• What is needed: Retype exactly what runs from the first line of the data to the line with "toolbar ---------- */", keeping both of those lines and skipping pictures.

• Given data:
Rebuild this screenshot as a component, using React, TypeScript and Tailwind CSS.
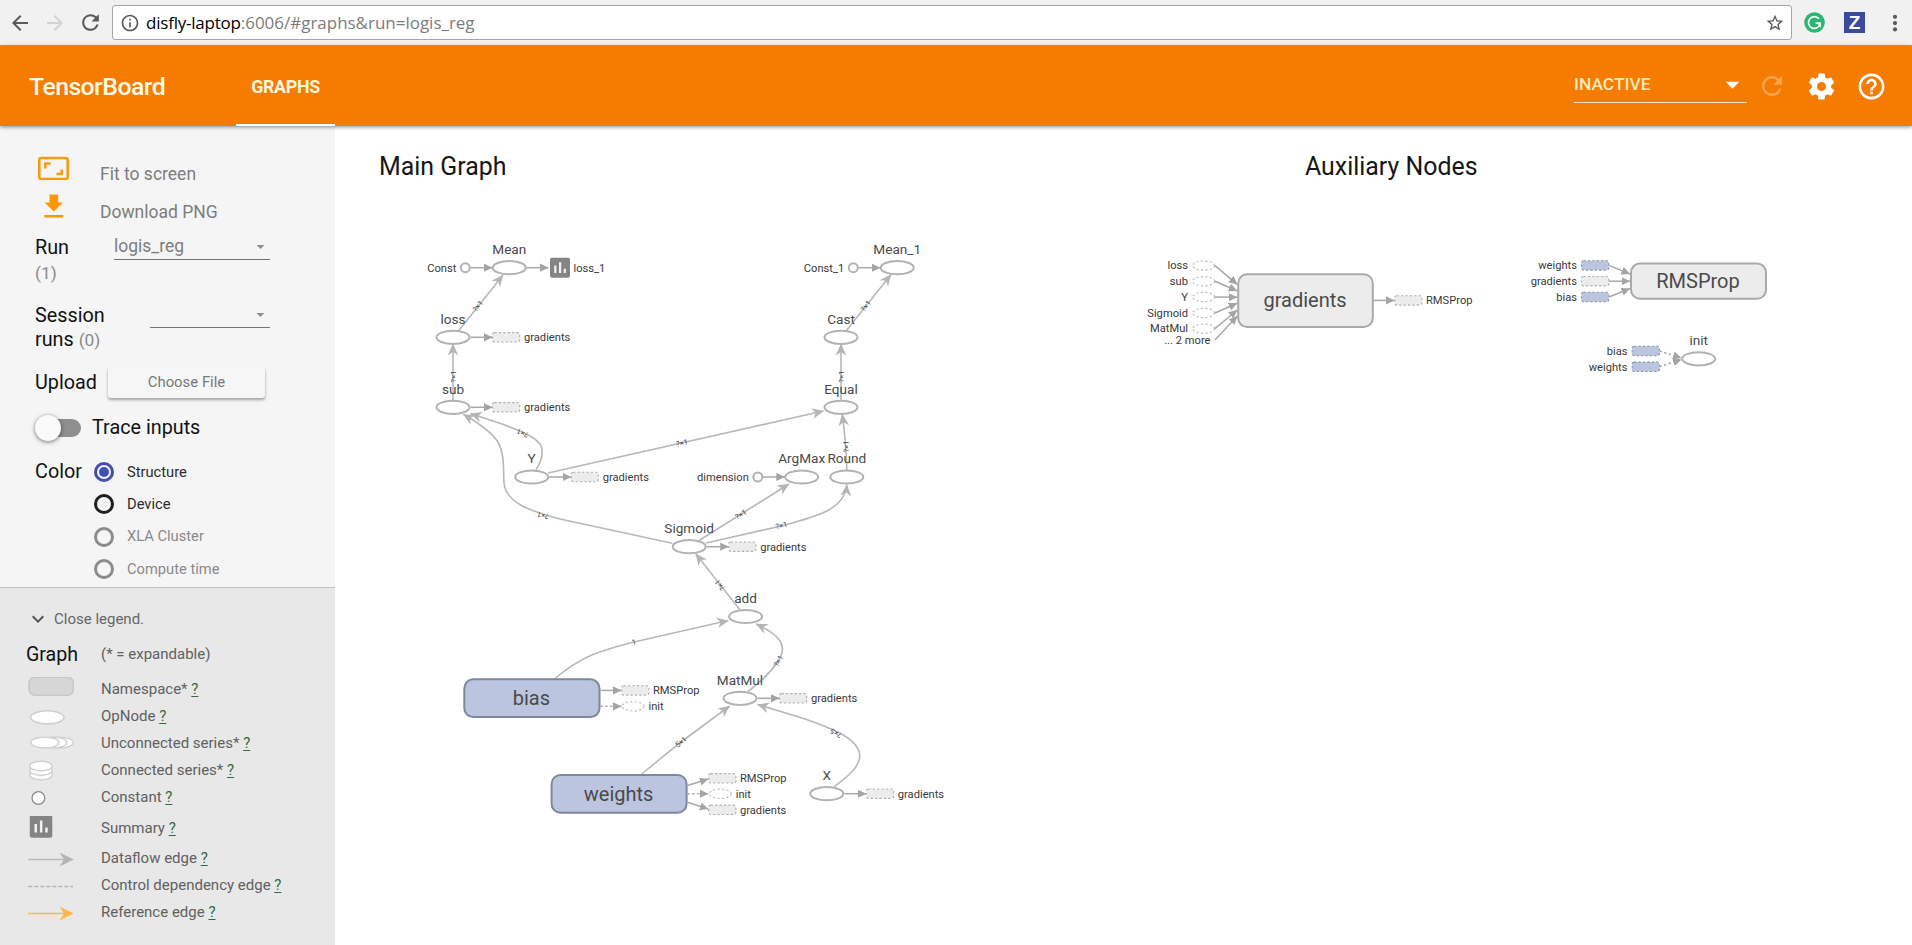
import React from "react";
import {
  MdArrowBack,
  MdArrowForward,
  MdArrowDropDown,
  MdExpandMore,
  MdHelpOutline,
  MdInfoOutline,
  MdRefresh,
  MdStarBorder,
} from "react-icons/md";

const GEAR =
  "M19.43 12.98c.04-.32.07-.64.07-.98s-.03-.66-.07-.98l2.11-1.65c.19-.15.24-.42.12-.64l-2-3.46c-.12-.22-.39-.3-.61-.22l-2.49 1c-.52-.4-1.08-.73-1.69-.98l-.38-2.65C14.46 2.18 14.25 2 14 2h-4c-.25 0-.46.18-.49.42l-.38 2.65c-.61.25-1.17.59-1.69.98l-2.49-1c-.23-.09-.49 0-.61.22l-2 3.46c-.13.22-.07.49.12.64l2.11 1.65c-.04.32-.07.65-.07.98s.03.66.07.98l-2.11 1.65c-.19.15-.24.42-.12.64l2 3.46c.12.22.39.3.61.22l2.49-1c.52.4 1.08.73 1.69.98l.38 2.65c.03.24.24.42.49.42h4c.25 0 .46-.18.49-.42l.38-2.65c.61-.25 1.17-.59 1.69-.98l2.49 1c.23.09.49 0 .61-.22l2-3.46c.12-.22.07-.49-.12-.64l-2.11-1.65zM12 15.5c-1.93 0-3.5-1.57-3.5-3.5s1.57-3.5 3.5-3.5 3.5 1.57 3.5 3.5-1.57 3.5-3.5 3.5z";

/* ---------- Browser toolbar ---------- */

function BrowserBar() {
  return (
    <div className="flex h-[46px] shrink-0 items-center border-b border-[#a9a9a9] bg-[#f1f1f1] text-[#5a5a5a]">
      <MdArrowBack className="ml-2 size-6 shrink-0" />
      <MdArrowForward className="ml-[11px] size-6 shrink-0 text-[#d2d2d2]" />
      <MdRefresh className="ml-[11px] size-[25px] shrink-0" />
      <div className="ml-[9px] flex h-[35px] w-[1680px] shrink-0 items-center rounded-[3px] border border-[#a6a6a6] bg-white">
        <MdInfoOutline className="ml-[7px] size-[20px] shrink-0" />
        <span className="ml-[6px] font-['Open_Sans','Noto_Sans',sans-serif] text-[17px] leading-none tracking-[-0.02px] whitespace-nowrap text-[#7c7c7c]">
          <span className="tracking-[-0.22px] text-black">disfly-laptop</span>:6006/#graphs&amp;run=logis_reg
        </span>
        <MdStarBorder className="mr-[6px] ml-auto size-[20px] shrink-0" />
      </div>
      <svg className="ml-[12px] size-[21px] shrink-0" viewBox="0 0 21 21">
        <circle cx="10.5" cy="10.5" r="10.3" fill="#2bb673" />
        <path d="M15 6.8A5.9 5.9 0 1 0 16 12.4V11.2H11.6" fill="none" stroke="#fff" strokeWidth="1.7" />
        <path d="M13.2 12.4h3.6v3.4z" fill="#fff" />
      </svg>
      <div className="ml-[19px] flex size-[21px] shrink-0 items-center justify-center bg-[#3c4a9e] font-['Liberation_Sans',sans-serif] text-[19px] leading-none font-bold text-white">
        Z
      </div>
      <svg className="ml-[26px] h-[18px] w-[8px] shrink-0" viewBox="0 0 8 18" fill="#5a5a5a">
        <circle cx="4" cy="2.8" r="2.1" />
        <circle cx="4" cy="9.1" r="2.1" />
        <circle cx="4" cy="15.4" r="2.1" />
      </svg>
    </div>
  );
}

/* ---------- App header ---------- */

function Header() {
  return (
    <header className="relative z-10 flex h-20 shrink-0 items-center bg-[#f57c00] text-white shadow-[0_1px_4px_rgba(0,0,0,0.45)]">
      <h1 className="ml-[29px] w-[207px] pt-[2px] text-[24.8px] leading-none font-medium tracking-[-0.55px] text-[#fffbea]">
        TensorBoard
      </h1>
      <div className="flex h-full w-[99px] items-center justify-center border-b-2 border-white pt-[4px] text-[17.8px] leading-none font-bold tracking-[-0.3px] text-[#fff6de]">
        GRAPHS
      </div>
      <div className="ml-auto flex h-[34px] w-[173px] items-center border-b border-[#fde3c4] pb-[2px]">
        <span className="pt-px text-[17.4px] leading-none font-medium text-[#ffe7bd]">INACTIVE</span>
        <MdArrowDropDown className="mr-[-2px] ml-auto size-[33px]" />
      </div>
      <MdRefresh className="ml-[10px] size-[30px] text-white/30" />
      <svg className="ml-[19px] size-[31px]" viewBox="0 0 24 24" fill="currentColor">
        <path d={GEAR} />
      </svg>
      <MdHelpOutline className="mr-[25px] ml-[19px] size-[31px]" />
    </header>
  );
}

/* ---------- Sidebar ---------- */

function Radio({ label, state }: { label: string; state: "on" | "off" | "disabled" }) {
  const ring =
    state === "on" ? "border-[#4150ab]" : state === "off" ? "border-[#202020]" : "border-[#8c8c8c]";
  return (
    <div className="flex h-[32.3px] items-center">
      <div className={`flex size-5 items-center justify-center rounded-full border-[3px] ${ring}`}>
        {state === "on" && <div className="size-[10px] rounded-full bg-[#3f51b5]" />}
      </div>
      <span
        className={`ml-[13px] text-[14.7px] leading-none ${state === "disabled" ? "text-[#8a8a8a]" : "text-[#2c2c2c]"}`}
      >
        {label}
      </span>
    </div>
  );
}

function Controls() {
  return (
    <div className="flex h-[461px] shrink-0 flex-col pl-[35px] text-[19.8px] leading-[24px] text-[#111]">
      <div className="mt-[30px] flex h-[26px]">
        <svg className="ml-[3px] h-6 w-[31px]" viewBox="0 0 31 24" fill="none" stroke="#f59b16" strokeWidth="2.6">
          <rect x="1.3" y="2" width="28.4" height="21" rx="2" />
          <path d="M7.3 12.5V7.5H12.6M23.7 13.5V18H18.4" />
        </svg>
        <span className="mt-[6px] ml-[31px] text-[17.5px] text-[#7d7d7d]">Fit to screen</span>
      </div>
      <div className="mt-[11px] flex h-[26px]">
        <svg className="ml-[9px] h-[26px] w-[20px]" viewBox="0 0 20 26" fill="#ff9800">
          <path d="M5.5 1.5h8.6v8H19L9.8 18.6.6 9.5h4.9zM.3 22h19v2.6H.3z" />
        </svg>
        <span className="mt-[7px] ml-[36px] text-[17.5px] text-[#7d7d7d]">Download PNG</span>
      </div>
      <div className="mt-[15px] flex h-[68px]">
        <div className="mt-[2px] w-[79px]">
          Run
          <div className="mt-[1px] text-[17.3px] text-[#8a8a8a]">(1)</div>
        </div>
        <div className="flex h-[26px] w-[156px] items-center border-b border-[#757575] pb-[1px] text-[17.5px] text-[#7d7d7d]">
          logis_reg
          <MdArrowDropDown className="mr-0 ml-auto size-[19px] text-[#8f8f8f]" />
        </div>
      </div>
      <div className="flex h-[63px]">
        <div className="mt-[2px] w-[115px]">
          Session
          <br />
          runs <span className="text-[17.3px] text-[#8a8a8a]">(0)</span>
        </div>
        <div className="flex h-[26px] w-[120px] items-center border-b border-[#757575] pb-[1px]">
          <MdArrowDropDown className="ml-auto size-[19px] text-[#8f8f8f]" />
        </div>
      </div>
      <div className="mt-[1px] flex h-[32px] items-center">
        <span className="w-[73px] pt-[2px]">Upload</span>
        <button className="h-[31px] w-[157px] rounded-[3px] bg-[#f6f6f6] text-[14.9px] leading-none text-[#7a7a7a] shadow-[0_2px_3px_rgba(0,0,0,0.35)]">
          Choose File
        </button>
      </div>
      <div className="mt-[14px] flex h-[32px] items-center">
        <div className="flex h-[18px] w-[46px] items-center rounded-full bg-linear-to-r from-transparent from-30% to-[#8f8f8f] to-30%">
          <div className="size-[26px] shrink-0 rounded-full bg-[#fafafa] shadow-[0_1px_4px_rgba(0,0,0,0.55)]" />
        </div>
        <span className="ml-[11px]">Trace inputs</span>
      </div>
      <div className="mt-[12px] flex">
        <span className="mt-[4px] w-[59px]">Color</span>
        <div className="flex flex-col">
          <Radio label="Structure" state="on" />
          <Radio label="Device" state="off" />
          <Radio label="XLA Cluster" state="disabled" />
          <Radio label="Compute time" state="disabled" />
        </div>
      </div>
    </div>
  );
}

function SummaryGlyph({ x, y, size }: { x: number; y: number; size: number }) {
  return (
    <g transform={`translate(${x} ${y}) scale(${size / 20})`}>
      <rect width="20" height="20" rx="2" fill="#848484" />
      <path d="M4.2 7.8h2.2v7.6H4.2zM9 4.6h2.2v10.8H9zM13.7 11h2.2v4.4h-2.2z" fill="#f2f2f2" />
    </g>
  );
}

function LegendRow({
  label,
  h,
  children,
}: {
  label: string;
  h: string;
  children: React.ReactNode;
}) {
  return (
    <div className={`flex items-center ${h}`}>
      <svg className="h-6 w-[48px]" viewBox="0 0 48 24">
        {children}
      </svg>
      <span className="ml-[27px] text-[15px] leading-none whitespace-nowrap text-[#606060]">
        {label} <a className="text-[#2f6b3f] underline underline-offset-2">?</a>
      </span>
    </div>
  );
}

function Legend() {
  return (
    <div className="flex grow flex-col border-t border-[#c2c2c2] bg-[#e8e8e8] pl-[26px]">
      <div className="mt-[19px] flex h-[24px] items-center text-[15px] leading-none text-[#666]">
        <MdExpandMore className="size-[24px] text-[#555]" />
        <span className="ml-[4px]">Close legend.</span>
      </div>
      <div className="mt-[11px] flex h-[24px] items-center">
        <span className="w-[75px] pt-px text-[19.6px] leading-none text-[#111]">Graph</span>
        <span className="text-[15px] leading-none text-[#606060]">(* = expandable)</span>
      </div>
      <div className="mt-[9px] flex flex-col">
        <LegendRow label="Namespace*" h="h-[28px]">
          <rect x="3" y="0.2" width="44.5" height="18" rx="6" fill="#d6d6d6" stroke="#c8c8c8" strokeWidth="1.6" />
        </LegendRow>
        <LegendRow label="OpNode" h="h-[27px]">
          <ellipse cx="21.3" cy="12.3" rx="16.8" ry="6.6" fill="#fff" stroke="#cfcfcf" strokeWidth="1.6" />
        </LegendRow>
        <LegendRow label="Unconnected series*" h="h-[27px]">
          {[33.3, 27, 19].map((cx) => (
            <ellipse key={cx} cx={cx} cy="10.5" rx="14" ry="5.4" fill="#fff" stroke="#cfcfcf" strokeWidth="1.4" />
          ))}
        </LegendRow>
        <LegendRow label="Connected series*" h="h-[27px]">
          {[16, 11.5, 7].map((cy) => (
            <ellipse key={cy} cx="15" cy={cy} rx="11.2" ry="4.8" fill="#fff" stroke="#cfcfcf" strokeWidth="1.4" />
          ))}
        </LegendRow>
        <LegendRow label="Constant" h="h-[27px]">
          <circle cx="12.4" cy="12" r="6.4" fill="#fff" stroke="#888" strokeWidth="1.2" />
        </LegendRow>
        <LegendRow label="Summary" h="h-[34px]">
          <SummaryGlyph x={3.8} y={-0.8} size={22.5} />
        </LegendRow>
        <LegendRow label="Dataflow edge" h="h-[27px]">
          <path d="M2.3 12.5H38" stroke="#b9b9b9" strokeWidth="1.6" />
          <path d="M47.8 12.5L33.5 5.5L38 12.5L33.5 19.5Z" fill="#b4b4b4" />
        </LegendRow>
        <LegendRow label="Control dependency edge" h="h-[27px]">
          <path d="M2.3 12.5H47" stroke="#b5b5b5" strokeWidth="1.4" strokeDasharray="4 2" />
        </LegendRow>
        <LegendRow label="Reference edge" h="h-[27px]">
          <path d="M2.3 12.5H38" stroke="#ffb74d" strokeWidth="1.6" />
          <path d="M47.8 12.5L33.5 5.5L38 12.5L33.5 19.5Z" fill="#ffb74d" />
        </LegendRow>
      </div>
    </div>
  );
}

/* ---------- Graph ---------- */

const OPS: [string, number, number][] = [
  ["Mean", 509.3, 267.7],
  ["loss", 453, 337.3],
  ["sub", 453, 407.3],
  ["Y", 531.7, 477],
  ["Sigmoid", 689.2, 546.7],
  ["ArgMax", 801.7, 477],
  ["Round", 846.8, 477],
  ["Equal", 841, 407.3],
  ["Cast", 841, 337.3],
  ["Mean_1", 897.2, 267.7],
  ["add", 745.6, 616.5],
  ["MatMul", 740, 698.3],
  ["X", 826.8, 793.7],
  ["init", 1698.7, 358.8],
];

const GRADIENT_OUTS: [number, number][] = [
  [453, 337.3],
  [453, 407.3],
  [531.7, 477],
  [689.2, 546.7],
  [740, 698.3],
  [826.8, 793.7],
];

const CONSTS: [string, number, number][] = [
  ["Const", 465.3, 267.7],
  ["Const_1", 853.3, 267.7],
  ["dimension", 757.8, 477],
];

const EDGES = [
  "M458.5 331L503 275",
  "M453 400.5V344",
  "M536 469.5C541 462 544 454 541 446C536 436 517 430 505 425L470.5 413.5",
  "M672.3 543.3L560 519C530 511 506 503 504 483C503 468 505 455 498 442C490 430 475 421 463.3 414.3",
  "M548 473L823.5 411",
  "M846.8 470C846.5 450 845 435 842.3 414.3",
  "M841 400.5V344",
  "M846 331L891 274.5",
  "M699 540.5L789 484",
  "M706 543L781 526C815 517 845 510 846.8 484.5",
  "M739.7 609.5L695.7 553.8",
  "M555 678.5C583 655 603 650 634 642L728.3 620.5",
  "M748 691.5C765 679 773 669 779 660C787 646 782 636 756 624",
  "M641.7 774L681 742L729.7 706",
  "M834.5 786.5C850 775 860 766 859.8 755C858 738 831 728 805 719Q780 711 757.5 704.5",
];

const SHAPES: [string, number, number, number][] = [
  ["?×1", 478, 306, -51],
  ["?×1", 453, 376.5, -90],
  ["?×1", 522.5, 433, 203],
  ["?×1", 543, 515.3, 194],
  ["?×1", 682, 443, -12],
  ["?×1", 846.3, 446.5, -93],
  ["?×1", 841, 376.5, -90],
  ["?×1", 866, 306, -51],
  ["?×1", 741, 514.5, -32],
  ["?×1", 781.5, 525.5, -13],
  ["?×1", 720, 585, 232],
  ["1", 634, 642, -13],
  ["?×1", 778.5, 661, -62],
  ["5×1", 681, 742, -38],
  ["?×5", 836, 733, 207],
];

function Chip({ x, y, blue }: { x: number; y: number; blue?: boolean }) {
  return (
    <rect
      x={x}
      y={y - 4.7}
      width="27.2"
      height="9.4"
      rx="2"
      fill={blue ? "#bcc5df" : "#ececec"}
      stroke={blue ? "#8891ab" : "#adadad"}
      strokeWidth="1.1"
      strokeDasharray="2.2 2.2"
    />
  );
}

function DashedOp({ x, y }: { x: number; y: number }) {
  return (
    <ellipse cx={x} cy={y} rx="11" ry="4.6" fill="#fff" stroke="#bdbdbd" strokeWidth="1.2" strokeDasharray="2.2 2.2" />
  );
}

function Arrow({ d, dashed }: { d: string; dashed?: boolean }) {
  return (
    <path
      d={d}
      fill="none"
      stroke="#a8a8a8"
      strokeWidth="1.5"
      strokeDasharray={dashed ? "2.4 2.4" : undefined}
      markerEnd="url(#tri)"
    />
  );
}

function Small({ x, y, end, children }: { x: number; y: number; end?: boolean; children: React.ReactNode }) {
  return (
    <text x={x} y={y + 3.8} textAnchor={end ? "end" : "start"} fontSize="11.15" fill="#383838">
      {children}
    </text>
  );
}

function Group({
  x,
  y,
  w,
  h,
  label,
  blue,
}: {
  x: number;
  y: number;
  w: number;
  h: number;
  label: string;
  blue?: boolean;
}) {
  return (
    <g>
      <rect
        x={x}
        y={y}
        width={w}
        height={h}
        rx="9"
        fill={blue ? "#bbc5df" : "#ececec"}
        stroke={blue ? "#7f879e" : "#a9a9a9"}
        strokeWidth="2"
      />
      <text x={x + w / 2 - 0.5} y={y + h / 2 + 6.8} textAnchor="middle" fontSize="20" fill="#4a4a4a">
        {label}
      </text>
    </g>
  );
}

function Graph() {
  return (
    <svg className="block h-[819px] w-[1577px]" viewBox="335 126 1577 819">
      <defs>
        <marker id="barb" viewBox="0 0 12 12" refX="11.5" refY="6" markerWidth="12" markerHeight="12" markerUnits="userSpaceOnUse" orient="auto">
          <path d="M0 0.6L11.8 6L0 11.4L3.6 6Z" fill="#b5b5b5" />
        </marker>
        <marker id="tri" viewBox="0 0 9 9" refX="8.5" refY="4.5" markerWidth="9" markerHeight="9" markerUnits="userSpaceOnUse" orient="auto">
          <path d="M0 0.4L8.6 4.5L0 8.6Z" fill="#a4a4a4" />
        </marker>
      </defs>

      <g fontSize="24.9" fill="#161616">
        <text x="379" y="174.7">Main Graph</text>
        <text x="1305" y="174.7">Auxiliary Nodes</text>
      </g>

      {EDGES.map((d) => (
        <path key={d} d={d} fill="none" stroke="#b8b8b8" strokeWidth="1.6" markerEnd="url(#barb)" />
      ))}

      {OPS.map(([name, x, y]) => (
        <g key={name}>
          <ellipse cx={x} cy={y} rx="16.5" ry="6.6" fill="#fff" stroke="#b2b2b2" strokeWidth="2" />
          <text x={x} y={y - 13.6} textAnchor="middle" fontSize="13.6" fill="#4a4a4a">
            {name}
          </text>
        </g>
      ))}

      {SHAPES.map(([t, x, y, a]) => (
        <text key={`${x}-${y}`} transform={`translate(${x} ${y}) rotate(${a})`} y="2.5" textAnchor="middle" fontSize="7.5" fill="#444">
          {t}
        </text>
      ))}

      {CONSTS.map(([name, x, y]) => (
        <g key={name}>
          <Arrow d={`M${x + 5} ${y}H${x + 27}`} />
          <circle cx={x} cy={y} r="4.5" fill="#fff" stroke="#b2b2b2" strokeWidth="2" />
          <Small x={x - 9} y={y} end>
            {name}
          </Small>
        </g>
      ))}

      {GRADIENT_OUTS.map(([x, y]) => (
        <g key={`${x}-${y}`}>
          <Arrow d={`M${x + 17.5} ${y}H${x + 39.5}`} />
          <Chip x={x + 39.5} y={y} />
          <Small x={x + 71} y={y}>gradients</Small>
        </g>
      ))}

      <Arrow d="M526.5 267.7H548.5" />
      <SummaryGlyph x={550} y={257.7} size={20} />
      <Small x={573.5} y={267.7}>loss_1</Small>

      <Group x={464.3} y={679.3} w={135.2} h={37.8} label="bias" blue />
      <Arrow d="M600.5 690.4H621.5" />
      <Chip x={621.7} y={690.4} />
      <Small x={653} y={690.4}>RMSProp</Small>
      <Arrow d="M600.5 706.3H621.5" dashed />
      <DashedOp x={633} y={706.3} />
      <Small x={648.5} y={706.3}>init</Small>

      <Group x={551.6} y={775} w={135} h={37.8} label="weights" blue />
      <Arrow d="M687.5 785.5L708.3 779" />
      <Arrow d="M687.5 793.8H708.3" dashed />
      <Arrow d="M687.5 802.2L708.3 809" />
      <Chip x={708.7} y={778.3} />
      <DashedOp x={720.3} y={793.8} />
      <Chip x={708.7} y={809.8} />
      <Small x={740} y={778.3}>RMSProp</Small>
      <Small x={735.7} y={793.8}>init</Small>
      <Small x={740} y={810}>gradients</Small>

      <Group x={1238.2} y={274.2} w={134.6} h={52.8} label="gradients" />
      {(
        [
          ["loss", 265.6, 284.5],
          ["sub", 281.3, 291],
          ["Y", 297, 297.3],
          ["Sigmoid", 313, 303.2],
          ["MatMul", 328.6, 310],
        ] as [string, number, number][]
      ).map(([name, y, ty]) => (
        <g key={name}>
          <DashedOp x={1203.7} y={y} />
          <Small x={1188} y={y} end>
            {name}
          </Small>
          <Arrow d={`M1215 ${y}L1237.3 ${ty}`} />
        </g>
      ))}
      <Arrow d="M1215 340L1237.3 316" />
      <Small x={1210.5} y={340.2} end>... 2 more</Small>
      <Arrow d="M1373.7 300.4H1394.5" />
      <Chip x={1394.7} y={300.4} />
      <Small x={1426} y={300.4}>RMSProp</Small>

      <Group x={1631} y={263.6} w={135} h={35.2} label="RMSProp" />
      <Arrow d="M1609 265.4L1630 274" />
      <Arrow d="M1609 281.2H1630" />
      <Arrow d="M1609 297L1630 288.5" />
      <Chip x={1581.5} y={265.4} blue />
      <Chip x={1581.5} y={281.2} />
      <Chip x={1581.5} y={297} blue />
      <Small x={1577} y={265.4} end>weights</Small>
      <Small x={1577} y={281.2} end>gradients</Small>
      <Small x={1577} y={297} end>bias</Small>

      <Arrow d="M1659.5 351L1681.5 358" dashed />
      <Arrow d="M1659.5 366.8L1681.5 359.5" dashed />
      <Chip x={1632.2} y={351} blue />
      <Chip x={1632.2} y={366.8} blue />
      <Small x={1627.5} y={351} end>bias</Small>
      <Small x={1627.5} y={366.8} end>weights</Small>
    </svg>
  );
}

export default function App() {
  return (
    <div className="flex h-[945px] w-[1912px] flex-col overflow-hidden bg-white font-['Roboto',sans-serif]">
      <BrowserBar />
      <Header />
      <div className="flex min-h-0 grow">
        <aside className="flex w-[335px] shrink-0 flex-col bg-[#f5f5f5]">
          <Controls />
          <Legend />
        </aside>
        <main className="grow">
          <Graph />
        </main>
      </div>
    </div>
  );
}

• Expected answer:
Rebuild this screenshot as a component, using React, TypeScript and Tailwind CSS.
import React from "react";
import {
  MdArrowBack,
  MdArrowForward,
  MdArrowDropDown,
  MdExpandMore,
  MdHelpOutline,
  MdInfoOutline,
  MdRefresh,
  MdStarBorder,
} from "react-icons/md";

const GEAR =
  "M19.43 12.98c.04-.32.07-.64.07-.98s-.03-.66-.07-.98l2.11-1.65c.19-.15.24-.42.12-.64l-2-3.46c-.12-.22-.39-.3-.61-.22l-2.49 1c-.52-.4-1.08-.73-1.69-.98l-.38-2.65C14.46 2.18 14.25 2 14 2h-4c-.25 0-.46.18-.49.42l-.38 2.65c-.61.25-1.17.59-1.69.98l-2.49-1c-.23-.09-.49 0-.61.22l-2 3.46c-.13.22-.07.49.12.64l2.11 1.65c-.04.32-.07.65-.07.98s.03.66.07.98l-2.11 1.65c-.19.15-.24.42-.12.64l2 3.46c.12.22.39.3.61.22l2.49-1c.52.4 1.08.73 1.69.98l.38 2.65c.03.24.24.42.49.42h4c.25 0 .46-.18.49-.42l.38-2.65c.61-.25 1.17-.59 1.69-.98l2.49 1c.23.09.49 0 .61-.22l2-3.46c.12-.22.07-.49-.12-.64l-2.11-1.65zM12 15.5c-1.93 0-3.5-1.57-3.5-3.5s1.57-3.5 3.5-3.5 3.5 1.57 3.5 3.5-1.57 3.5-3.5 3.5z";

/* ---------- Browser toolbar ---------- */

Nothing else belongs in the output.